» **Problem details**
In this exercise, return the whole listing exactly, excluding any images.

» **Raw data**
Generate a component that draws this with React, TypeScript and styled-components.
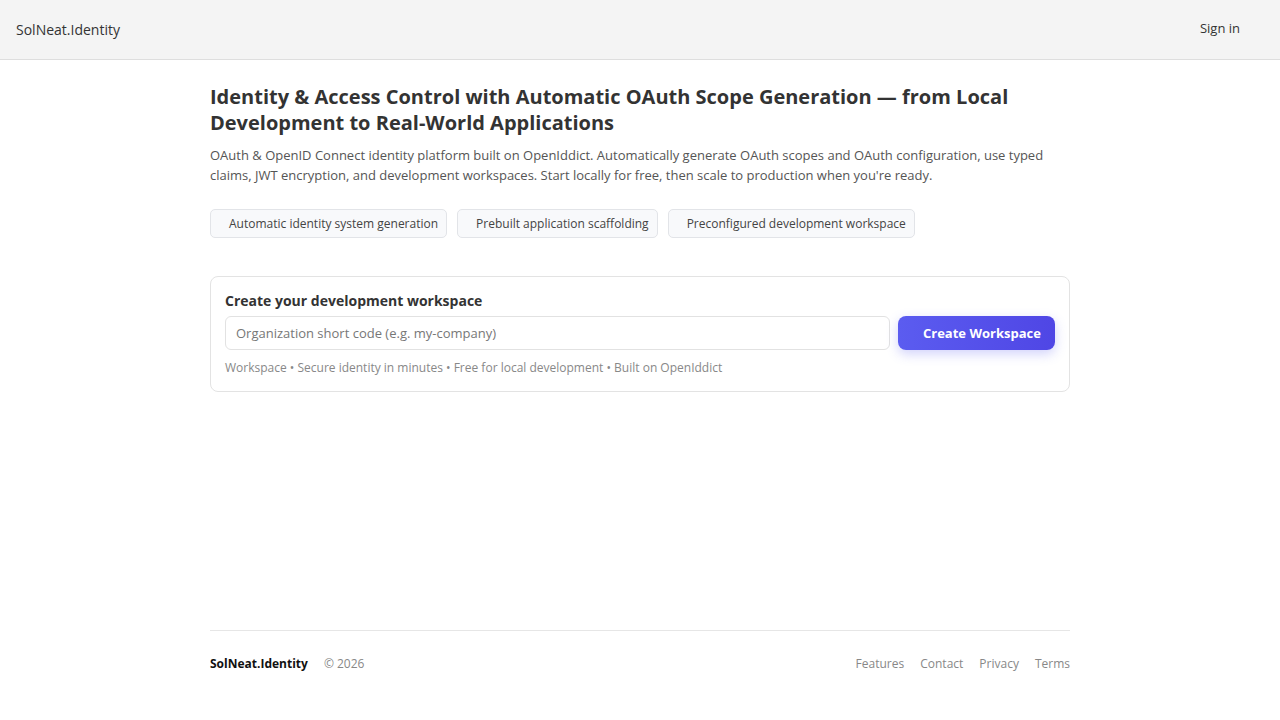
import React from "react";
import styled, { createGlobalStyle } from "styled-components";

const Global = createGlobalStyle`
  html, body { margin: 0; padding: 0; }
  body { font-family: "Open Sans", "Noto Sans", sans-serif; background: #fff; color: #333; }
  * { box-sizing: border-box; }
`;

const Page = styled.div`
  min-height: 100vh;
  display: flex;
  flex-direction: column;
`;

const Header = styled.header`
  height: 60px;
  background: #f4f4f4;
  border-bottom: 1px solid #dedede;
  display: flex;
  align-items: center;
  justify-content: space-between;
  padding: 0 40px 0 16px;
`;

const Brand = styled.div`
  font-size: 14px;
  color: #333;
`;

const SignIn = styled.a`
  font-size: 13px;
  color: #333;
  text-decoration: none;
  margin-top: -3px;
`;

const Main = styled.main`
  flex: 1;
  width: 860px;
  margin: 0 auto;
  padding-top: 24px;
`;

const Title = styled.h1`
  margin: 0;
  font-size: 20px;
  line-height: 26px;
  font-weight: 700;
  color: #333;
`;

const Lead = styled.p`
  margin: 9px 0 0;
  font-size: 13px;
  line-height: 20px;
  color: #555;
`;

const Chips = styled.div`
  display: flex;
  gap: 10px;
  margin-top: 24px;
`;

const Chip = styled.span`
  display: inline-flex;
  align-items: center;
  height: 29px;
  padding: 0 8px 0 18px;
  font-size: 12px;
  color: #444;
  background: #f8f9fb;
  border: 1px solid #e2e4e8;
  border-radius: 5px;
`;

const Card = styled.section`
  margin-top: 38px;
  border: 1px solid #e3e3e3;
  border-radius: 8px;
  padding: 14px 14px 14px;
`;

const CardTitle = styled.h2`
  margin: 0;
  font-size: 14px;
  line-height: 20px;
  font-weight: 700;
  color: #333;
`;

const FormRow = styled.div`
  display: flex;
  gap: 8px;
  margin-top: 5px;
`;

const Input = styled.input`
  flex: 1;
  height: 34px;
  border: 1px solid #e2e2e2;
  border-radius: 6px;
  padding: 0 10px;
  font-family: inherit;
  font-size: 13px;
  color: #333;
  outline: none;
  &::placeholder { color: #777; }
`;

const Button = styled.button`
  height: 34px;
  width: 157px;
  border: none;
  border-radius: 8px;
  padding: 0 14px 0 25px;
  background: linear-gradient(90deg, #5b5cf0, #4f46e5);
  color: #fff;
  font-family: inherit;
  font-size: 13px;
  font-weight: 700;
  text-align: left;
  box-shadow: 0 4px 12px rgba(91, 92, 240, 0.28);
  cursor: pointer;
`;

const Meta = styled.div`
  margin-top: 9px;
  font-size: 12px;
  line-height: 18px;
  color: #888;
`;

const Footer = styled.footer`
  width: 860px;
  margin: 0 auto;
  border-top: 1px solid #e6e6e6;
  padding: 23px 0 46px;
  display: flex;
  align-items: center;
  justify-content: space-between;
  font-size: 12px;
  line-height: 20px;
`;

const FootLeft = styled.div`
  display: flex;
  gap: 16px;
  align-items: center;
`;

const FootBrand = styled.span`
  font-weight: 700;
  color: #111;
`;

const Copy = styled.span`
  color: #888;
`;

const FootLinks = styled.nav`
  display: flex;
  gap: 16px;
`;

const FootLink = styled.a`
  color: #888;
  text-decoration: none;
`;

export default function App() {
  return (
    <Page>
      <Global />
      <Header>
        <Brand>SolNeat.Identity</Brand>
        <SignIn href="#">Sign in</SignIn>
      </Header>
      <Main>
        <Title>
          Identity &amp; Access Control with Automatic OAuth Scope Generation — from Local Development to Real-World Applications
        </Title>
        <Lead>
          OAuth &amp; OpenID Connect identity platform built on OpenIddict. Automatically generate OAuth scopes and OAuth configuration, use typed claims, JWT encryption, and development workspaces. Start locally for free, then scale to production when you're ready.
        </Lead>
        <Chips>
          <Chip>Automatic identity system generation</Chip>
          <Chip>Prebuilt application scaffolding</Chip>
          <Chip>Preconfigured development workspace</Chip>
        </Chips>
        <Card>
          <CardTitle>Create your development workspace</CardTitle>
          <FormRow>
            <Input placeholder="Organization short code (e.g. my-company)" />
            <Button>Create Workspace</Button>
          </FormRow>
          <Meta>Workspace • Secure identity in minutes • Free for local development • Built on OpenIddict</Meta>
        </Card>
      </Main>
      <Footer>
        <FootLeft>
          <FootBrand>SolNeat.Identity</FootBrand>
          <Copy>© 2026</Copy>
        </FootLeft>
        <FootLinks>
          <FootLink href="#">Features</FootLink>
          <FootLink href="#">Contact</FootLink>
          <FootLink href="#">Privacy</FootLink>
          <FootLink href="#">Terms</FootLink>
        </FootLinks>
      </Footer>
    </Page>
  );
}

» **Answer to the task**
Generate a component that draws this with React, TypeScript and styled-components.
import React from "react";
import styled, { createGlobalStyle } from "styled-components";

const Global = createGlobalStyle`
  html, body { margin: 0; padding: 0; }
  body { font-family: "Open Sans", "Noto Sans", sans-serif; background: #fff; color: #333; }
  * { box-sizing: border-box; }
`;

const Page = styled.div`
  min-height: 100vh;
  display: flex;
  flex-direction: column;
`;

const Header = styled.header`
  height: 60px;
  background: #f4f4f4;
  border-bottom: 1px solid #dedede;
  display: flex;
  align-items: center;
  justify-content: space-between;
  padding: 0 40px 0 16px;
`;

const Brand = styled.div`
  font-size: 14px;
  color: #333;
`;

const SignIn = styled.a`
  font-size: 13px;
  color: #333;
  text-decoration: none;
  margin-top: -3px;
`;

const Main = styled.main`
  flex: 1;
  width: 860px;
  margin: 0 auto;
  padding-top: 24px;
`;

const Title = styled.h1`
  margin: 0;
  font-size: 20px;
  line-height: 26px;
  font-weight: 700;
  color: #333;
`;

const Lead = styled.p`
  margin: 9px 0 0;
  font-size: 13px;
  line-height: 20px;
  color: #555;
`;

const Chips = styled.div`
  display: flex;
  gap: 10px;
  margin-top: 24px;
`;

const Chip = styled.span`
  display: inline-flex;
  align-items: center;
  height: 29px;
  padding: 0 8px 0 18px;
  font-size: 12px;
  color: #444;
  background: #f8f9fb;
  border: 1px solid #e2e4e8;
  border-radius: 5px;
`;

const Card = styled.section`
  margin-top: 38px;
  border: 1px solid #e3e3e3;
  border-radius: 8px;
  padding: 14px 14px 14px;
`;

const CardTitle = styled.h2`
  margin: 0;
  font-size: 14px;
  line-height: 20px;
  font-weight: 700;
  color: #333;
`;

const FormRow = styled.div`
  display: flex;
  gap: 8px;
  margin-top: 5px;
`;

const Input = styled.input`
  flex: 1;
  height: 34px;
  border: 1px solid #e2e2e2;
  border-radius: 6px;
  padding: 0 10px;
  font-family: inherit;
  font-size: 13px;
  color: #333;
  outline: none;
  &::placeholder { color: #777; }
`;

const Button = styled.button`
  height: 34px;
  width: 157px;
  border: none;
  border-radius: 8px;
  padding: 0 14px 0 25px;
  background: linear-gradient(90deg, #5b5cf0, #4f46e5);
  color: #fff;
  font-family: inherit;
  font-size: 13px;
  font-weight: 700;
  text-align: left;
  box-shadow: 0 4px 12px rgba(91, 92, 240, 0.28);
  cursor: pointer;
`;

const Meta = styled.div`
  margin-top: 9px;
  font-size: 12px;
  line-height: 18px;
  color: #888;
`;

const Footer = styled.footer`
  width: 860px;
  margin: 0 auto;
  border-top: 1px solid #e6e6e6;
  padding: 23px 0 46px;
  display: flex;
  align-items: center;
  justify-content: space-between;
  font-size: 12px;
  line-height: 20px;
`;

const FootLeft = styled.div`
  display: flex;
  gap: 16px;
  align-items: center;
`;

const FootBrand = styled.span`
  font-weight: 700;
  color: #111;
`;

const Copy = styled.span`
  color: #888;
`;

const FootLinks = styled.nav`
  display: flex;
  gap: 16px;
`;

const FootLink = styled.a`
  color: #888;
  text-decoration: none;
`;

export default function App() {
  return (
    <Page>
      <Global />
      <Header>
        <Brand>SolNeat.Identity</Brand>
        <SignIn href="#">Sign in</SignIn>
      </Header>
      <Main>
        <Title>
          Identity &amp; Access Control with Automatic OAuth Scope Generation — from Local Development to Real-World Applications
        </Title>
        <Lead>
          OAuth &amp; OpenID Connect identity platform built on OpenIddict. Automatically generate OAuth scopes and OAuth configuration, use typed claims, JWT encryption, and development workspaces. Start locally for free, then scale to production when you're ready.
        </Lead>
        <Chips>
          <Chip>Automatic identity system generation</Chip>
          <Chip>Prebuilt application scaffolding</Chip>
          <Chip>Preconfigured development workspace</Chip>
        </Chips>
        <Card>
          <CardTitle>Create your development workspace</CardTitle>
          <FormRow>
            <Input placeholder="Organization short code (e.g. my-company)" />
            <Button>Create Workspace</Button>
          </FormRow>
          <Meta>Workspace • Secure identity in minutes • Free for local development • Built on OpenIddict</Meta>
        </Card>
      </Main>
      <Footer>
        <FootLeft>
          <FootBrand>SolNeat.Identity</FootBrand>
          <Copy>© 2026</Copy>
        </FootLeft>
        <FootLinks>
          <FootLink href="#">Features</FootLink>
          <FootLink href="#">Contact</FootLink>
          <FootLink href="#">Privacy</FootLink>
          <FootLink href="#">Terms</FootLink>
        </FootLinks>
      </Footer>
    </Page>
  );
}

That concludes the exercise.